コロンブスの後、次々と南北アメリカ、そして太平洋の島々(アジアの国々もそうでした)に彼らは探検、あるいは布教、という名のもとに押しよせ、人々を殺戮・・・そうしなくても奴隷にしていったのです。
スペイン人、ポルトガル人が南アメリカ、あるいは中米でしでかしたことは読むに堪えられません。
彼らを人間としては扱っていません。

かといって、イギリス人が押し寄せた新世界、北米はどうかというとスペイン人、ポルトガル人とどこも違うようには思えません。
いや、少し違っていました。もっと悪い?皆殺しにしようとしたのです。

そんなことをして自分のものとした土地にアジア人が移民すると排斥運動を起こしたり、前の戦争中は日本人のみキャンプに入れられたり・・・。
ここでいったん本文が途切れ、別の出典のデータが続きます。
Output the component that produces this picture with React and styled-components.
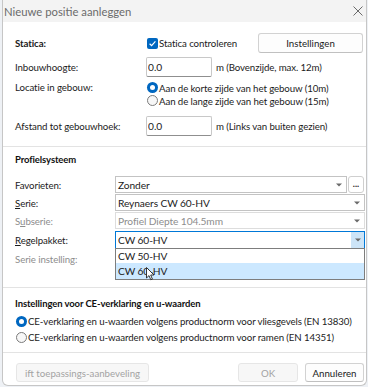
import React from 'react';
import styled, { createGlobalStyle, css } from 'styled-components';

const FONT = `'Lato', 'Noto Sans', sans-serif`;

const GlobalStyle = createGlobalStyle`
  html, body { margin: 0; padding: 0; }
  body {
    background: #eef1f5;
    font-family: ${FONT};
    font-size: 9.7px;
    letter-spacing: -0.1px;
    color: #1b1b1b;
  }
  * { box-sizing: border-box; }
`;

const Window = styled.div`
  margin-left: 2px;
  width: 365px;
  height: 386px;
  background: #fff;
  border: 1px solid #c6c6c6;
  border-top: none;
  border-radius: 0 0 6px 6px;
  display: flex;
  flex-direction: column;
  overflow: hidden;
`;

const TitleBar = styled.div`
  height: 22px;
  flex: none;
  background: #f3f3f3;
  display: flex;
  align-items: center;
  justify-content: space-between;
  padding: 0 3px 0 1px;
`;

const Title = styled.span`
  font-size: 11.3px;
  letter-spacing: 0;
  color: #6b6b6b;
`;

const Section = styled.section`
  padding: ${p => p.$pad};
  display: flex;
  flex-direction: column;
`;

const Divider = styled.div`
  height: 1px;
  flex: none;
  background: #e3e3e3;
`;

const SectionTitle = styled.div`
  height: 14px;
  line-height: 14px;
  font-weight: 700;
  font-size: 9.5px;
  color: #111;
`;

const Row = styled.div`
  display: grid;
  grid-template-columns: ${p => p.$cols};
  align-items: ${p => p.$align || 'center'};
  height: ${p => p.$h}px;
  margin-top: ${p => p.$mt || 0}px;
  position: relative;
`;

const Label = styled.span`
  color: ${p => (p.$disabled ? '#8d8d8d' : '#1b1b1b')};
  line-height: ${p => p.$lh || 'normal'};
  font-weight: ${p => (p.$bold ? 700 : 400)};
  white-space: nowrap;
`;

const Key = styled.u`
  text-decoration-thickness: 1px;
  text-underline-offset: 1px;
`;

const Inline = styled.div`
  display: flex;
  align-items: center;
  gap: ${p => p.$gap || 0}px;
  height: 100%;
  white-space: nowrap;
`;

const Stack = styled.div`
  display: flex;
  flex-direction: column;
  margin-top: ${p => p.$mt || 0}px;
`;

const CheckBox = styled.span`
  width: 11px;
  height: 11px;
  margin-left: 1px;
  border-radius: 2px;
  background: #0067c0;
  display: inline-flex;
  align-items: center;
  justify-content: center;
  flex: none;
`;

const RadioDot = styled.span`
  width: 11px;
  height: 11px;
  margin-left: 1px;
  border-radius: 50%;
  flex: none;
  ${p =>
    p.$checked
      ? css`
          background: #0067c0;
          display: inline-flex;
          align-items: center;
          justify-content: center;
          &::after {
            content: '';
            width: 5px;
            height: 5px;
            border-radius: 50%;
            background: #fff;
          }
        `
      : css`
          border: 1px solid #7b7b7b;
          background: #f7f7f7;
        `}
`;

const Option = styled.div`
  display: flex;
  align-items: center;
  gap: 1px;
  height: ${p => p.$h}px;
  white-space: nowrap;
`;

const TextInput = styled.input`
  width: 66px;
  height: 20px;
  border: 1px solid #c8c8c8;
  border-bottom-color: #8f8f8f;
  border-radius: 2px;
  padding: 0 0 0 1px;
  font: inherit;
  font-size: 10.2px;
  color: #1b1b1b;
  background: #fff;
  outline: none;
`;

const Unit = styled.span`
  margin-left: 4px;
`;

const Button = styled.button`
  height: ${p => p.$h || 20}px;
  width: ${p => p.$w}px;
  margin-right: ${p => p.$mr || 0}px;
  border-radius: 3px;
  font: inherit;
  padding: 0;
  ${p =>
    p.disabled
      ? css`
          background: #f7f7f7;
          border: 1px solid #e6e6e6;
          color: #a3a3a3;
        `
      : css`
          background: #fdfdfd;
          border: 1px solid #d2d2d2;
          border-bottom-color: #c0c0c0;
          color: #1b1b1b;
        `}
`;

const Combo = styled.div`
  position: relative;
  height: 100%;
  display: flex;
  align-items: center;
  justify-content: space-between;
  padding-left: 2px;
  font-size: 10.2px;
  background: #fff;
  border: 1px solid ${p => (p.$active ? '#0078d7' : p.$disabled ? '#dddddd' : '#c3c3c3')};
  color: ${p => (p.$disabled ? '#8d8d8d' : '#1b1b1b')};
  flex: ${p => (p.$grow ? 1 : 'none')};
`;

const ArrowBox = styled.span`
  align-self: stretch;
  width: 13px;
  display: flex;
  align-items: center;
  justify-content: center;
  background: ${p => (p.$active ? '#cce4f7' : 'transparent')};
  margin-right: ${p => (p.$active ? 0 : 1)}px;
`;

const MoreButton = styled.span`
  width: 16px;
  height: 100%;
  flex: none;
  margin-left: 1px;
  margin-right: 1px;
  border: 1px solid #cfcfcf;
  border-radius: 3px;
  display: flex;
  align-items: center;
  justify-content: center;
  font-weight: 700;
  font-size: 9px;
  letter-spacing: 0;
  line-height: 1;
  padding-bottom: 2px;
`;

const ComboWrap = styled.div`
  display: flex;
  height: 100%;
`;

const DropList = styled.ul`
  position: absolute;
  top: 100%;
  left: -1px;
  right: -1px;
  margin: 0;
  padding: 0;
  list-style: none;
  background: #fff;
  border: 1px solid #7d7d7d;
  z-index: 5;
`;

const DropItem = styled.li`
  height: ${p => p.$h}px;
  line-height: ${p => p.$h}px;
  padding-left: 2px;
  background: ${p => (p.$selected ? '#cce8ff' : '#fff')};
  position: relative;
`;

const Cursor = styled.svg`
  position: absolute;
  left: 30px;
  top: 4px;
`;

const Footer = styled.div`
  flex: 1;
  display: flex;
  justify-content: space-between;
  align-items: flex-start;
  padding: 10px 2px 0 13px;
`;

const ButtonGroup = styled.div`
  display: flex;
  gap: 7px;
`;

const Arrow = () => (
  <svg width="6" height="4" viewBox="0 0 6 4">
    <path d="M0 0.5 H6 L3 3.5 Z" fill="#6a6a6a" />
  </svg>
);

const Check = () => (
  <svg width="9" height="9" viewBox="0 0 9 9">
    <path d="M1.6 4.7 L3.6 6.6 L7.4 2.4" fill="none" stroke="#fff" strokeWidth="1.2" />
  </svg>
);

const CloseIcon = () => (
  <svg width="10" height="10" viewBox="0 0 10 10">
    <path d="M0.5 0.5 L9.5 9.5 M9.5 0.5 L0.5 9.5" stroke="#6a6a6a" strokeWidth="1" />
  </svg>
);

export default function App() {
  return (
    <>
      <GlobalStyle />
      <Window>
        <TitleBar>
          <Title>Nieuwe positie aanleggen</Title>
          <CloseIcon />
        </TitleBar>

        <Section $pad="11px 1px 10px 12px">
          <Row $cols="131px 1fr auto" $h={20}>
            <Label $bold>Statica:</Label>
            <Inline $gap={1}>
              <CheckBox>
                <Check />
              </CheckBox>
              <span>Statica controleren</span>
            </Inline>
            <Button $w={105} $mr={2}>Instellingen</Button>
          </Row>
          <Row $cols="131px 1fr" $h={20} $mt={4}>
            <Label>Inbouwhoogte:</Label>
            <Inline>
              <TextInput defaultValue="0.0" readOnly />
              <Unit>m (Bovenzijde, max. 12m)</Unit>
            </Inline>
          </Row>
          <Row $cols="131px 1fr" $h={26} $mt={4} $align="start">
            <Label $lh="13px">Locatie in gebouw:</Label>
            <Stack>
              <Option $h={13}>
                <RadioDot $checked />
                <span>Aan de korte zijde van het gebouw (10m)</span>
              </Option>
              <Option $h={13}>
                <RadioDot />
                <span>Aan de lange zijde van het gebouw (15m)</span>
              </Option>
            </Stack>
          </Row>
          <Row $cols="131px 1fr" $h={20} $mt={9}>
            <Label>Afstand tot gebouwhoek:</Label>
            <Inline>
              <TextInput defaultValue="0.0" readOnly />
              <Unit>m (Links van buiten gezien)</Unit>
            </Inline>
          </Row>
        </Section>
        <Divider />

        <Section $pad="6px 1px 19px 12px">
          <SectionTitle>Profielsysteem</SectionTitle>
          <Row $cols="100px 1fr" $h={17} $mt={9}>
            <Label>Favorieten:</Label>
            <ComboWrap>
              <Combo $grow>
                <span>Zonder</span>
                <ArrowBox>
                  <Arrow />
                </ArrowBox>
              </Combo>
              <MoreButton>...</MoreButton>
            </ComboWrap>
          </Row>
          <Row $cols="100px 1fr" $h={17} $mt={1}>
            <Label>
              <Key>S</Key>erie:
            </Label>
            <Combo>
              <span>Reynaers CW 60-HV</span>
              <ArrowBox>
                <Arrow />
              </ArrowBox>
            </Combo>
          </Row>
          <Row $cols="100px 1fr" $h={17} $mt={1}>
            <Label $disabled>
              S<Key>u</Key>bserie:
            </Label>
            <Combo $disabled>
              <span>Profiel Diepte 104.5mm</span>
              <ArrowBox>
                <Arrow />
              </ArrowBox>
            </Combo>
          </Row>
          <Row $cols="100px 1fr" $h={18} $mt={2} style={{ zIndex: 3 }}>
            <Label>
              <Key>R</Key>egelpakket:
            </Label>
            <Combo $active>
              <span>CW 60-HV</span>
              <ArrowBox $active>
                <Arrow />
              </ArrowBox>
              <DropList>
                <DropItem $h={14}>CW 50-HV</DropItem>
                <DropItem $h={16} $selected>
                  CW 60-HV
                  <Cursor width="9" height="14" viewBox="0 0 9 14">
                    <path
                      d="M0.5 0.5 V11 L3 8.6 L4.8 12.8 L6.4 12.1 L4.7 8 H8 Z"
                      fill="#fff"
                      stroke="#222"
                      strokeWidth="0.9"
                      strokeLinejoin="round"
                    />
                  </Cursor>
                </DropItem>
              </DropList>
            </Combo>
          </Row>
          <Row $cols="100px 1fr" $h={18} $mt={1}>
            <Label $disabled>Serie instelling:</Label>
          </Row>
        </Section>
        <Divider />

        <Section $pad="9px 1px 7px 12px">
          <SectionTitle>Instellingen voor CE-verklaring en u-waarden</SectionTitle>
          <Stack $mt={2}>
            <Option $h={16}>
              <RadioDot $checked />
              <span>CE-verklaring en u-waarden volgens productnorm voor vliesgevels (EN 13830)</span>
            </Option>
            <Option $h={16}>
              <RadioDot />
              <span>CE-verklaring en u-waarden volgens productnorm voor ramen (EN 14351)</span>
            </Option>
          </Stack>
        </Section>
        <Divider />

        <Footer>
          <Button $w={133} $h={19} disabled>
            ift toepassings-aanbeveling
          </Button>
          <ButtonGroup>
            <Button $w={60} $h={19} disabled>
              OK
            </Button>
            <Button $w={59} $h={19}>
              Annuleren
            </Button>
          </ButtonGroup>
        </Footer>
      </Window>
    </>
  );
}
そのことをニュージーランドの友人に言うと「それでもナチのdeath camp死の収容所 とは違うからいいじゃない」と言われてしまいました。
人間の尊厳を奪ってしまうような収容所のどこが違うものか、と私は思ってしまったのですが。

奴隷のslave 自体、もともとの語源はスラブSlavで、つまり、奴隷が足らなくなるとスラブ(東欧)まで奴隷集めに行っていたということから帰来しています。
slaveは酷使して働かされる、という意味の動詞にもなっています。

古代、奴隷を持つということが制度化される前は、戦いなどでとらえた人間を食料として「保管」していたのだけど、食料事情がよくなり人間を食べなくてもよくなった・・・そして、彼らを田畑で働かせた方が様々な意味で利得があると判断するようになった。
これが奴隷制後の始まりです。

古代、戦争で負けた人々はすべて奴隷にされました。
奴隷の命の価値などみじんもなく、歴史の中でギリシャ・ローマ時代、ご主人様が危害を加えられようとしているのに何もしなかったその家の奴隷たち400人すべてが殺されてしまった、という記録が残っています。

奴隷というものはそのようなもの、と考えると、その後の歴史上で黒人奴隷たちがどのように扱われたかが理解できると思います。

なお、新大陸に送り込まれたこの黒人奴隷たちには、はなはだ迷惑な話でしたが、黒人たちが奴隷としてアメリカに送り込まれるようになった背景には、あまりに酷使されすぎるインディオたちの惨状を見るに見かねたカソリックの神父(スペイン人だったと思います)が黒人なら大丈夫、耐えられるだろうと提言したことが始まりになったのです。
彼も、その先、黒人たちがあれほどひどい状態に置かれるとは思ってもいなかったでしょうが。